THE OUTRAGES of which the North Korean government is capable continually outstrip the imagination of civilized people. Just a few weeks ago, for instance, a reasonably calm discussion was under way in international circles over the terms on which this grim Communist state might compete in next summer's Olympics in Seoul and possibly even host a few of the events. Everyone knew the North Koreans have a long record of terrorist atrocities, but it was being said that the prospect of condemnation and isolation at a moment when rival South Korea was reaping a harvest of international prestige and good will would keep the North on its good behavior, at least for a while. Pyongyang, after all, had been putting out a few feelers and otherwise demonstrating a tentative new openness to the outside world. Perhaps this is why there was no great swell of suspicion and protest when a South Korean airliner was bombed out of the sky off Burma on Nov. 29 with the loss of 115 lives. There is also, unfortunately, a certain fatigue factor in international opinion: the acts of repeat perpetrators become taken as routine.
It comes as a harsh but necessary return to reality to read of the follow-up to the Nov. 29 bombing. A 26-year-old North Korean woman aboard the first leg of the fatal flight has told authorities in Seoul that she and a male companion, working under orders from the son and heir apparent of North Korea's leader, Kim Il Sung, placed the bomb. When arrested, the two swallowed cyanide; the man died, but she survived to tell the tale.
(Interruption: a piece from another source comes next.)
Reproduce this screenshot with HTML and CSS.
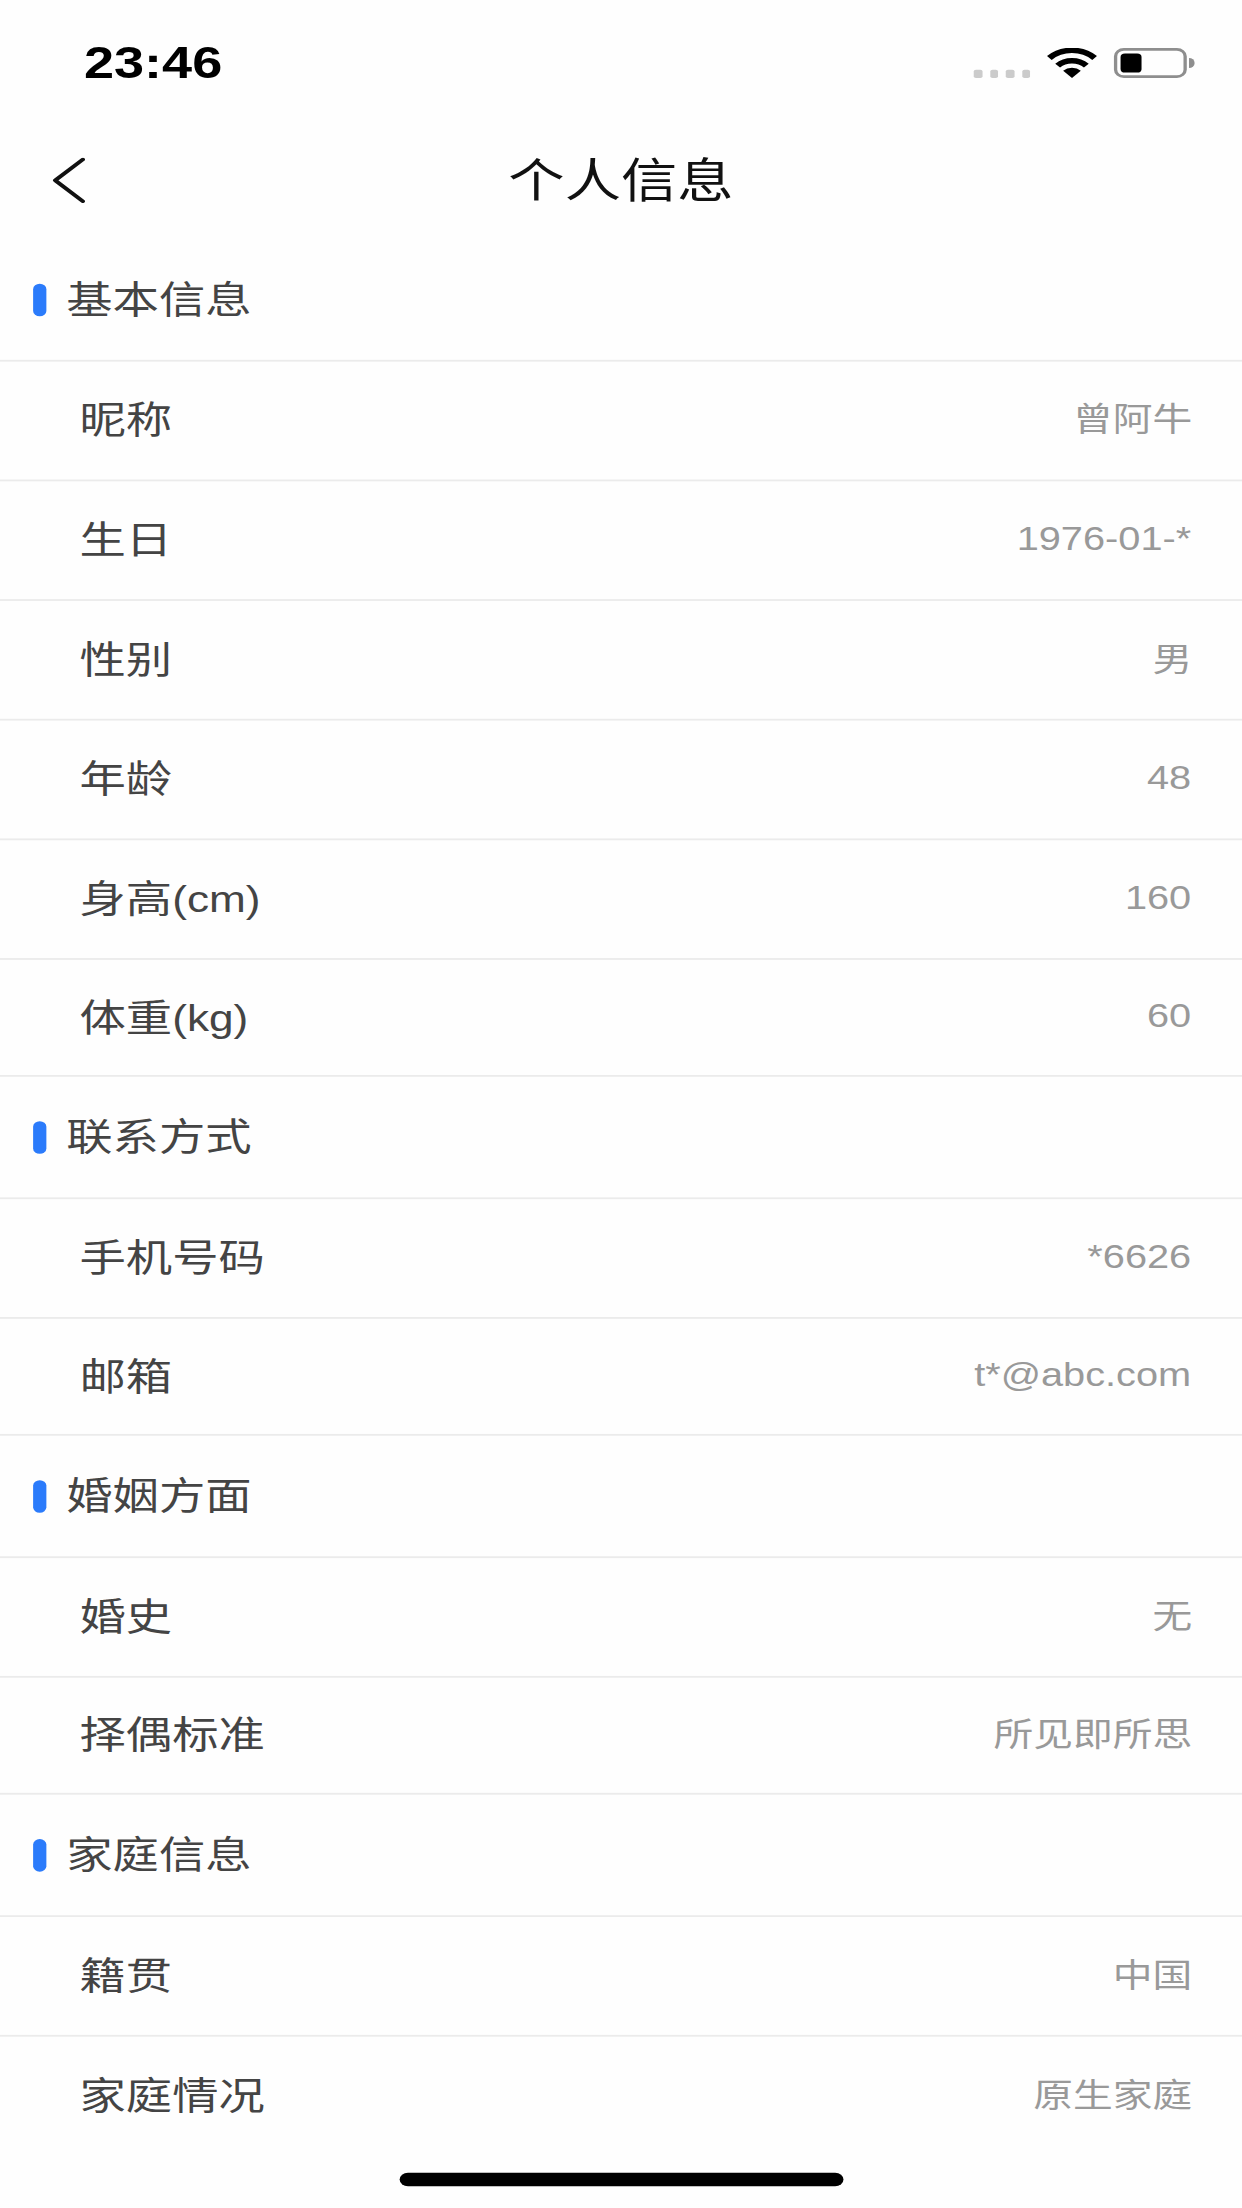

Her report that she was trained for two years to pass as a Japanese by a Japanese woman who had been kidnaped from a beach has led police in Tokyo to reopen the cases of three young women who disappeared mysteriously from beaches 10 years ago.
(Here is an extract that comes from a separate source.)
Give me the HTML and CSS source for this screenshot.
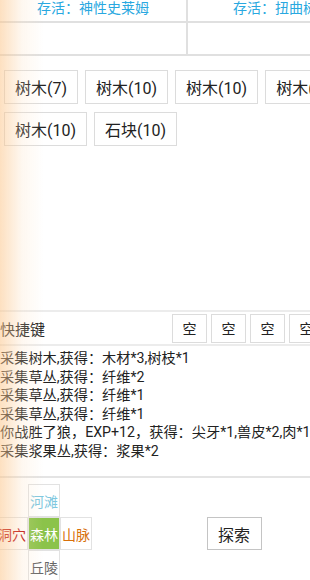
FILE: index.html
```html
<!DOCTYPE html>
<html lang="zh-CN">
<head>
    <meta charset="UTF-8">
    <meta name="viewport" content="width=device-width, initial-scale=1.0">
    <title>探索</title>
    <link rel="stylesheet" href="styles.css">
</head>
<body>

<div class="pagina">
    <div class="tabela">
        <div class="linha linha-topo">
            <div class="celula">存活：神性史莱姆</div>
            <div class="celula">存活：扭曲树精</div>
        </div>
        <div class="linha linha-vazia">
            <div class="celula"></div>
            <div class="celula"></div>
        </div>
    </div>

    <div class="recursos">
        <button class="recurso">树木(7)</button>
        <button class="recurso">树木(10)</button>
        <button class="recurso">树木(10)</button>
        <button class="recurso">树木(10)</button>
        <button class="recurso">树木(10)</button>
        <button class="recurso">石块(10)</button>
    </div>

    <div class="atalhos">
        <span class="atalhos-titulo">快捷键</span>
        <div class="atalhos-botoes">
            <button class="atalho">空</button>
            <button class="atalho">空</button>
            <button class="atalho">空</button>
            <button class="atalho">空</button>
            <button class="atalho">空</button>
        </div>
    </div>

    <div class="registro">
        <div>采集树木,获得：木材*3,树枝*1</div>
        <div>采集草丛,获得：纤维*2</div>
        <div>采集草丛,获得：纤维*1</div>
        <div>采集草丛,获得：纤维*1</div>
        <div>你战胜了狼，EXP+12，获得：尖牙*1,兽皮*2,肉*1</div>
        <div>采集浆果丛,获得：浆果*2</div>
    </div>

    <div class="mapa">
        <div class="direcoes">
            <div class="vazio"></div>
            <div class="local local-praia">河滩</div>
            <div class="vazio"></div>
            <div class="local local-caverna">洞穴</div>
            <div class="local local-floresta">森林</div>
            <div class="local local-montanha">山脉</div>
            <div class="vazio"></div>
            <div class="local local-colina">丘陵</div>
            <div class="vazio"></div>
        </div>
        <div class="explorar">
            <button class="botao-explorar">探索</button>
        </div>
    </div>
</div>

<div class="brilho"></div>

</body>
</html>
```

FILE: styles.css
```css
* {
    box-sizing: border-box;
}

body {
    margin: 0;
    background-color: #fff;
    font-family: Roboto, "Noto Sans CJK SC", sans-serif;
    color: #222;
    overflow: hidden;
}

.pagina {
    width: 376px;
}

.linha {
    display: flex;
    border-bottom: 2px solid #e0e0e0;
}

.celula {
    width: 50%;
    text-align: center;
    font-size: 14px;
    color: #29a8e0;
}

.celula:first-child {
    border-right: 2px solid #e0e0e0;
}

.linha-topo {
    height: 23px;
}

.linha-topo .celula {
    line-height: 16px;
}

.linha-vazia {
    height: 33px;
}

.recursos {
    display: flex;
    flex-wrap: wrap;
    gap: 8px 7px;
    padding: 14px 4px 0 4px;
    height: 254px;
    align-content: flex-start;
}

.recurso {
    height: 34px;
    padding: 0 10px;
    font-family: Roboto, "Noto Sans CJK SC", sans-serif;
    font-size: 16px;
    color: #222;
    background-color: #fff;
    border: 1px solid #dcdcdc;
}

.atalhos {
    display: flex;
    align-items: center;
    height: 36px;
    border-top: 2px solid #ececec;
    border-bottom: 2px solid #ececec;
    padding-right: 13px;
}

.atalhos-titulo {
    font-size: 15px;
}

.atalhos-botoes {
    margin-left: auto;
    display: flex;
    gap: 4px;
}

.atalho {
    width: 35px;
    height: 29px;
    padding: 0;
    font-family: Roboto, "Noto Sans CJK SC", sans-serif;
    font-size: 14px;
    color: #222;
    background-color: #fff;
    border: 1px solid #dcdcdc;
}

.registro {
    height: 132px;
    padding-top: 3px;
    font-size: 14.2px;
    line-height: 18.6px;
    white-space: nowrap;
    border-bottom: 2px solid #e4e4e4;
}

.mapa {
    display: flex;
    padding-top: 6px;
}

.direcoes {
    display: grid;
    grid-template-columns: repeat(3, 32px);
    grid-auto-rows: 33px;
    margin-left: -4px;
}

.local {
    display: flex;
    align-items: center;
    justify-content: center;
    font-size: 14px;
    border: 1px solid #e2e2e2;
    background-color: #fff;
}

.local-praia {
    color: #7fc8e0;
}

.local-caverna {
    color: #b80000;
}

.local-floresta {
    color: #fff;
    background-color: #8bc34a;
}

.local-montanha {
    color: #d8700a;
}

.local-colina {
    color: #666;
}

.explorar {
    flex: 1;
    display: flex;
    justify-content: center;
    padding-top: 33px;
}

.botao-explorar {
    width: 55px;
    height: 33px;
    padding: 0;
    font-family: Roboto, "Noto Sans CJK SC", sans-serif;
    font-size: 16px;
    color: #222;
    background-color: #fff;
    border: 1px solid #c4c4c4;
}

.brilho {
    position: fixed;
    top: 0;
    left: 0;
    bottom: 0;
    width: 44px;
    pointer-events: none;
    background: linear-gradient(to right, rgba(251, 198, 140, 0.55), rgba(253, 222, 188, 0.22) 50%, rgba(255, 255, 255, 0));
}
```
After interviewing the woman and obtaining ''independent confirmation'' of her account, the United States has put North Korea on its list of countries practicing international terrorism, and has cancelled its gesture of last March of making American diplomats available for talks with Korean diplomats. So Pyongyang is back in the American deep freeze, and the thin premise of respectability it was trying to convert into participation in the Olympics is in tatters. How do its patrons in Moscow and Beijing feel about their client's unspeakable act?